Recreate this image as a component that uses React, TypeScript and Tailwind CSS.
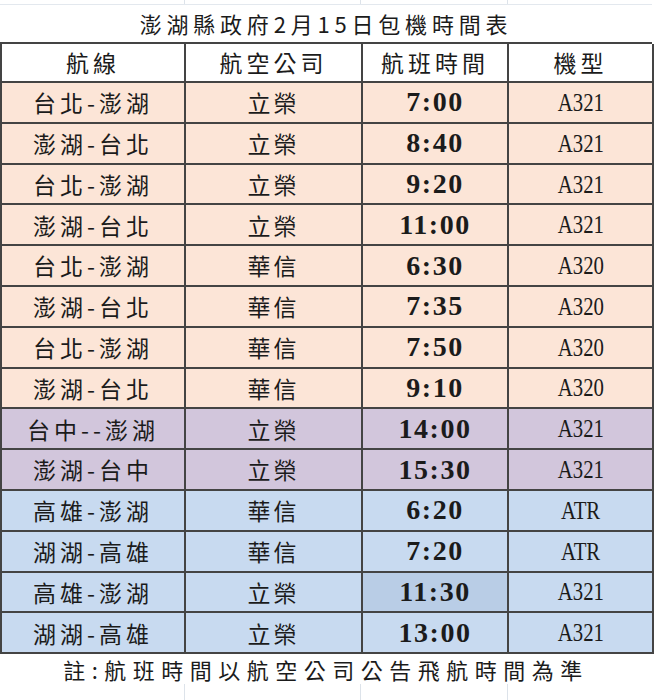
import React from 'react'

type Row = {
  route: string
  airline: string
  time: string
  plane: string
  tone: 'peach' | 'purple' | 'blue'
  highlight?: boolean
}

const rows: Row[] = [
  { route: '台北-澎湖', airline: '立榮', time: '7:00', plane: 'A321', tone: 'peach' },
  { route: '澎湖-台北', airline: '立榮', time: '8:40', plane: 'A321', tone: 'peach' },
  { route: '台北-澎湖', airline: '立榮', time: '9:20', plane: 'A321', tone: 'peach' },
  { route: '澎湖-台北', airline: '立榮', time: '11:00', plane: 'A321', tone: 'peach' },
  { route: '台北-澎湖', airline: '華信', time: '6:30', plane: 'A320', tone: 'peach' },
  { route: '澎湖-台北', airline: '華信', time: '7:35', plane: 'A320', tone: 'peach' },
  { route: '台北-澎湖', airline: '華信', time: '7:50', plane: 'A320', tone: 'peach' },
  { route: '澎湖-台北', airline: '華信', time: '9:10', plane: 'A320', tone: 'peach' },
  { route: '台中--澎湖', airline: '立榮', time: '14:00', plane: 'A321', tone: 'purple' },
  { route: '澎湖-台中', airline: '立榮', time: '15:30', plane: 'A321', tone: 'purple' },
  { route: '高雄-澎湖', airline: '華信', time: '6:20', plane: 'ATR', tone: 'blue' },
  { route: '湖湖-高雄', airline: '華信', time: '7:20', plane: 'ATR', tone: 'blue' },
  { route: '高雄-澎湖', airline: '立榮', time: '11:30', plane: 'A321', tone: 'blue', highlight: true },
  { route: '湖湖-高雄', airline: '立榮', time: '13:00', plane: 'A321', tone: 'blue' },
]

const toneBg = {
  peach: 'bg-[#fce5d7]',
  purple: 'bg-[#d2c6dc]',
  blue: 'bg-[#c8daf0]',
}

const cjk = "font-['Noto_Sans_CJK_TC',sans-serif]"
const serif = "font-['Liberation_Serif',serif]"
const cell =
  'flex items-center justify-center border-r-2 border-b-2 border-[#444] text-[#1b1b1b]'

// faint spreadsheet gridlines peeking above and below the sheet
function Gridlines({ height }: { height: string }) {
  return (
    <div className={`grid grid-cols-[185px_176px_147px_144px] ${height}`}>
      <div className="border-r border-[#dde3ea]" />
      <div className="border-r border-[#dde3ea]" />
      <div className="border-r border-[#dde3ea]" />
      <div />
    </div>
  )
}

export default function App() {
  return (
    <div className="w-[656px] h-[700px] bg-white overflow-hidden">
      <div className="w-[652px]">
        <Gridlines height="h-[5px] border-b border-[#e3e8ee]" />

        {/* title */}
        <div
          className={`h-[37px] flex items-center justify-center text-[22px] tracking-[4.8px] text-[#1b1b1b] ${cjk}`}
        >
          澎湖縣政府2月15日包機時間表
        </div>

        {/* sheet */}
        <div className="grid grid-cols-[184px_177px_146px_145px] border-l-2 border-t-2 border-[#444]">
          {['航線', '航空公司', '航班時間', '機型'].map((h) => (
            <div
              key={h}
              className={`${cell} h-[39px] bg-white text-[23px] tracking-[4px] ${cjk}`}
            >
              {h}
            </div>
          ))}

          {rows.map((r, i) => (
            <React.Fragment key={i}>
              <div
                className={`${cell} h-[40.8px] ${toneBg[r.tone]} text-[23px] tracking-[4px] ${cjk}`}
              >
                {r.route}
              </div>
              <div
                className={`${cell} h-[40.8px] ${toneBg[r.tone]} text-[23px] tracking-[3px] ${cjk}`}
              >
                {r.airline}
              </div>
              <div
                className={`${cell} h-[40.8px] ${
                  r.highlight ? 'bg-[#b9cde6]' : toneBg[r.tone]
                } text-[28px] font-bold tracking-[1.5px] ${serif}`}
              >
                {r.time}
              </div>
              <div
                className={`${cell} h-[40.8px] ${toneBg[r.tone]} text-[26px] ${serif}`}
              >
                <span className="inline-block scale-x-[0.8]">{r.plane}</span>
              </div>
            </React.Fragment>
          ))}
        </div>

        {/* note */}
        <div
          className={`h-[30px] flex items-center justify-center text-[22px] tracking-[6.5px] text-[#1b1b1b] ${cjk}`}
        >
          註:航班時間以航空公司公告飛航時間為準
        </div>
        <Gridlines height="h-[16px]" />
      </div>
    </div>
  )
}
==
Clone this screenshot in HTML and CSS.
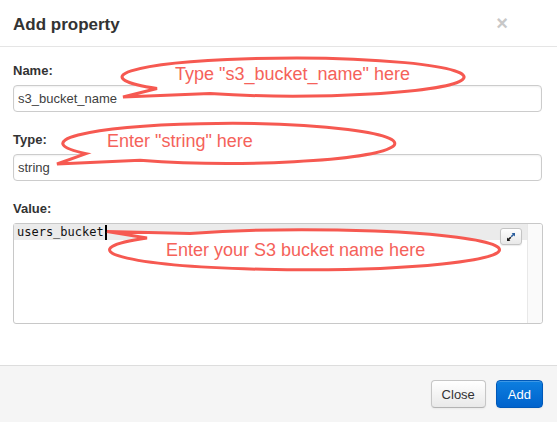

> **Objective**
Check each line of the entries above, and show every one holding the word "React".

> **Exercise answer**
Recreate this image as a component that uses React, TypeScript and Tailwind CSS.
import React from 'react'
            <React.Fragment key={i}>
            </React.Fragment>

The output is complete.